Directed by: Jaume Collet-Serra
Premise: An adaptation of the DC comic book character. The country of Kahndaq is occupied by a criminal syndicate. An archaeologist discovers a magical artifact and resurrects Black Adam (Dwayne Johnson), a powerful being of uncertain moral character.
What Works: Dwayne Johnson has built a career around populist, economically safe, and creatively conservative films and Black Adam fits that bill. The movie is another entry in the DC Extended Universe and it is consistent with the recent titles in that franchise, namely Shazam! and Aquaman. Black Adam is sufficiently exciting with a bit of humor and generally likable characters. The role of Black Adam doesn’t require Dwayne Johnson to stretch himself as an actor but the character fits within his skill set and he’s able to convey the anger and menace of this powerful being. As part of the DCEU, Black Adam is interesting in the way it connects the more colorful and upbeat later films such as Wonder Woman with the darker and morally ambiguous early films such as Man of Steel. Black Adam isn’t necessarily a hero and he isn’t particularly interested in doing the right thing or using his powers for the greater good. That ambiguity is reflected in the politics on the ground where the people of Kahndaq resist occupation which the Justice Society of America ignores while trying to rein in Black Adam.

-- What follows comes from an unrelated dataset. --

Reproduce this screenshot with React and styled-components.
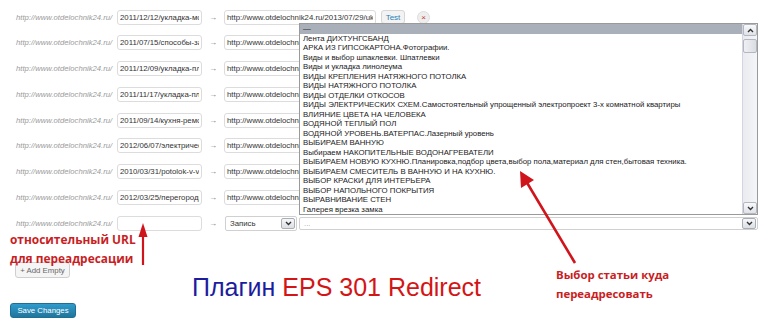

What Doesn’t: Like many of Dwayne Johnson’s movies, Black Adam is never more than adequate. It plays as a movie made to satisfy a superhero template and the filmmakers successfully check all the boxes but don’t do anything interesting or innovative. The character is poised to be an antihero which he is for a little while but Black Adam’s turn toward virtue comes across forced and unearned. The rest of the characters are not very interesting and young actor Bodhi Sabongui’s performance is not convincing. Black Adam entertains larger political ideas but does not do anything with them. That’s evident in the first big fight set piece between Back Adam and the Justice Society which is remarkably similar to the Paris sequence in Team America: World Police but with none of the self-awareness. Black Adam only runs about two hours—not terribly long for a superhero film—but it feels much longer because the plotting is unwieldy. The story is messy and frequently doesn’t make sense with characters making and breaking allegiances at random and one of them martyring himself for no reason.
Bottom Line: Black Adam is an acceptable superhero adventure. There is nothing special about it and the filmmakers bury the most interesting aspects of the story and the title character.